| MATERIAL PROVIDED |
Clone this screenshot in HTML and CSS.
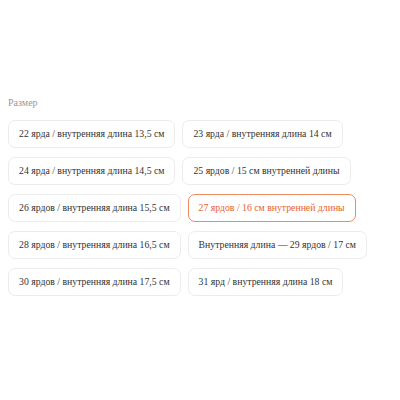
FILE: index.html
```html
<!DOCTYPE html>
<html>
<head>
<meta charset="utf-8">
<link rel="stylesheet" href="styles.css">
</head>
<body>
<div class="picker">
  <div class="label">Размер</div>
  <div class="options">
    <div class="opt">22 ярда / внутренняя длина 13,5 см</div>
    <div class="opt">23 ярда / внутренняя длина 14 см</div>
    <div class="opt">24 ярда / внутренняя длина 14,5 см</div>
    <div class="opt">25 ярдов / 15 см внутренней длины</div>
    <div class="opt">26 ярдов / внутренняя длина 15,5 см</div>
    <div class="opt selected">27 ярдов / 16 см внутренней длины</div>
    <div class="opt">28 ярдов / внутренняя длина 16,5 см</div>
    <div class="opt">Внутренняя длина — 29 ярдов / 17 см</div>
    <div class="opt">30 ярдов / внутренняя длина 17,5 см</div>
    <div class="opt">31 ярд / внутренняя длина 18 см</div>
  </div>
</div>
</body>
</html>
```
FILE: styles.css
```css
body {
  margin: 0;
  background: #fff;
  font-family: "Liberation Serif", serif;
}
.picker {
  padding: 96px 8px 0 8px;
  width: 370px;
}
.label {
  font-size: 10px;
  color: #999;
  line-height: 14px;
  margin-bottom: 10px;
}
.options {
  display: flex;
  flex-wrap: wrap;
  gap: 9px 7px;
}
.opt {
  font-size: 9.75px;
  line-height: 12px;
  color: #333;
  padding: 7px 10px;
  border: 1px solid #ececec;
  border-radius: 7px;
  white-space: nowrap;
}
.opt.selected {
  border-color: #ec8a62;
  color: #e8632f;
}
```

| TASK PROMPT |
Reproduce the material in its entirety and word for word, without the pictures.

| RESPONSE TO THE EXERCISE |
Clone this screenshot in HTML and CSS.
FILE: index.html
```html
<!DOCTYPE html>
<html>
<head>
<meta charset="utf-8">
<link rel="stylesheet" href="styles.css">
</head>
<body>
<div class="picker">
  <div class="label">Размер</div>
  <div class="options">
    <div class="opt">22 ярда / внутренняя длина 13,5 см</div>
    <div class="opt">23 ярда / внутренняя длина 14 см</div>
    <div class="opt">24 ярда / внутренняя длина 14,5 см</div>
    <div class="opt">25 ярдов / 15 см внутренней длины</div>
    <div class="opt">26 ярдов / внутренняя длина 15,5 см</div>
    <div class="opt selected">27 ярдов / 16 см внутренней длины</div>
    <div class="opt">28 ярдов / внутренняя длина 16,5 см</div>
    <div class="opt">Внутренняя длина — 29 ярдов / 17 см</div>
    <div class="opt">30 ярдов / внутренняя длина 17,5 см</div>
    <div class="opt">31 ярд / внутренняя длина 18 см</div>
  </div>
</div>
</body>
</html>
```
FILE: styles.css
```css
body {
  margin: 0;
  background: #fff;
  font-family: "Liberation Serif", serif;
}
.picker {
  padding: 96px 8px 0 8px;
  width: 370px;
}
.label {
  font-size: 10px;
  color: #999;
  line-height: 14px;
  margin-bottom: 10px;
}
.options {
  display: flex;
  flex-wrap: wrap;
  gap: 9px 7px;
}
.opt {
  font-size: 9.75px;
  line-height: 12px;
  color: #333;
  padding: 7px 10px;
  border: 1px solid #ececec;
  border-radius: 7px;
  white-space: nowrap;
}
.opt.selected {
  border-color: #ec8a62;
  color: #e8632f;
}
```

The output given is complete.